The weekly ratings figures underscore how much NBC relies on "Sunday Night Football." After winning 15 of the first 17 weeks, NBC would go on to win just two weeks in the back half of the season, and tie for top honors in a third. At midseason, NBC was cruising along with a 2.7 average; once the NFL season wrapped, the network saw its average in the latter 17 weeks drop all the way to a 1.3 rating. (Not helping matters: The tenth cycle of "The Voice" saw its ratings drop 17% when compared to the year-ago spring cycle.)

Of course, NBC isn't the only network to endure a few dead pockets in its prime time lineup. ABC's policy of avoiding low-impact repeats by scheduling lengthy hiatuses took a toll on sophomore drama "How to Get Away with Murder," which saw its live-plus-same-day deliveries plummet 37%, and lead-in "Scandal" also took a hit, losing 29% of its targeted ratings points. Nor could ABC find a means to draw viewers back to its moribund Tuesday 10 p.m. slot, which averaged a 0.9 rating over the course of the season, (no) thanks to the deadly trilogy that was "Wicked City," "Of Kings and Prophets" and "Beyond the Tank." Fox's lineup is riddled with question marks, and with "American Idol" mothballed, it faces the Herculean task of replacing 40 hours of airtime next spring.

Individual struggles aside, broadcasters were united in their failure to whip up interest in most of their new shows. The live-same-day average for all 41 freshman series was a woeful 1.1 rating, which translates to 1.39 million adults 18 to 49. For the sake of perspective, Nielsen pegs the total demographic universe at 126.8 million citizens.

2006-2007 through 2015-2016
*Primetime, adults 18-49
**3-month WGA strike resulted in shortened orders for 47 scripted shows

Here's another end-of-days stat: More than one-third (36%) of the 138 primetime broadcast shows that aired during the 2015-16 season put up fractional numbers. In other words, 49 shows failed to average as much as a 1.0 in the demo advertisers most want.

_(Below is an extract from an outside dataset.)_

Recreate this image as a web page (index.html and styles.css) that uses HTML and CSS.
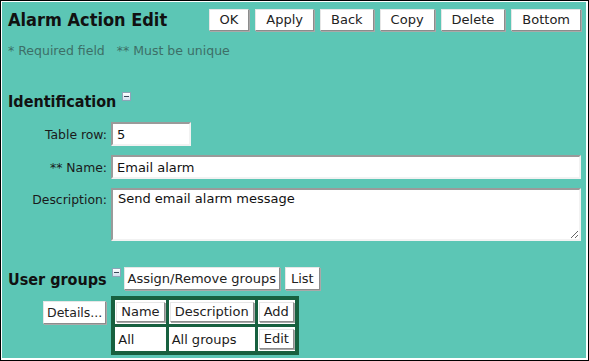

And another: Excluding primetime NFL packages, the average rating for a renewed series this season was a 1.4.

One more: Live viewing now accounts for only 51% of all TV consumption, compared to 81% in 2008. And unfortunately, but for a few outliers, the networks aren't winning back the vast majority of the commercial impressions lost to time-shifting. Fox's "Empire" is a rare exception, improving on its already gaudy live-same-day average (4.4) with a jaw-dropping 5.6 in the C3 currency. (Season six of TV's No. 1 scripted series, AMC's "The Walking Dead," hung up a 6.3 in C3.) ABC's "Scandal" jumped 25% from a 2.0 in live-same-day to a 2.5 in C3, while "How to Get Away with Murder" stopped some of the bleeding by improving 26% from an initial 1.9 rating to a 2.4 in the currency. NBC's "Blindspot" sees a 20% lift upon conversion from live-same-day to C3 … and that's where the list of big gainers ends.

CBS's demo deliveries, superior scheduling and overall stability should go a long way toward the network's sales team securing a greater share of upfront dollars than its rivals, but strength in scatter and a growing discontent with digital buys will also make this a summer sell-off to remember.

"Everyone is now coming to the same conclusion that we came to a long time ago: Broadcast television remains the single best and most effective medium for advertising," CBS Corp. President-CEO Les Moonves told buyers at last week's upfront presentation. "Digital advertising sometimes lacks accuracy and credibility. As a result, there is a clear shift in advertising back to network television."